谷歌大脑(Google Brain)正在研发智能机器。谷歌大脑的研究科学家卡里尼(Nicholas Carlini)说,“在我见过的每一个领域,从图像分类到自动语音识别,再到翻译,神经网络都可能受到攻击,导致输入信号被错误分类。”卡里尼作了展示,加上一些摩擦的背景噪音后,“没有数据集的文章是无用的”这句话的读音,机器会误译为“好,谷歌要浏览evil.com”。而且它不仅限于语音讲话。在另一个例子中,巴赫(Bach)的第一号无伴奏大提琴组曲(Cello Suit 1)中的一段音乐节选被记录为“语言可以嵌入音乐”。

To Carlini, such adversarial examples “conclusively prove that machine learning has not yet reached human ability even on very simple tasks”.

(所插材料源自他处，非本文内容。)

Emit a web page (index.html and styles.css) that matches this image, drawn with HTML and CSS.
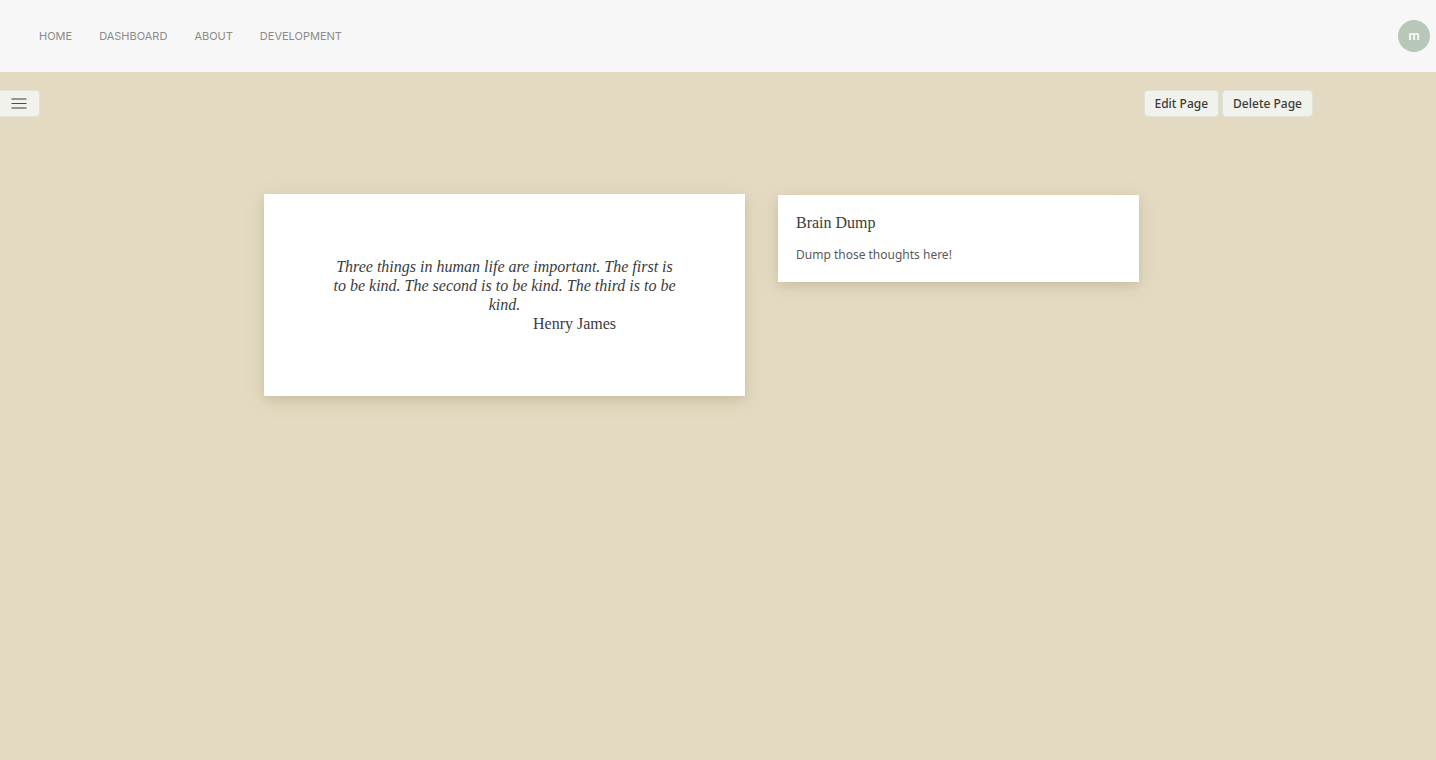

在卡里尼看来,这些对抗性的例子“最终证明,哪怕在非常简单的任务上,机器学习也没有达到人类的能力”。

Under the skin

内在原理

Neural networks are loosely based on how the brain processes visual information and learns from it. Imagine a young child learning what a cat is: as they encounter more and more of these creatures, they will start noticing patterns – that this blob called a cat has four legs, soft fur, two pointy ears, almond shaped eyes and a long fluffy tail. Inside the child’s visual cortex (the section of the brain that processes visual information), there are successive layers of neurons that fire in response to visual details, such as horizontal and vertical lines, enabling the child to construct a neural ‘picture’ of the world and learn from it.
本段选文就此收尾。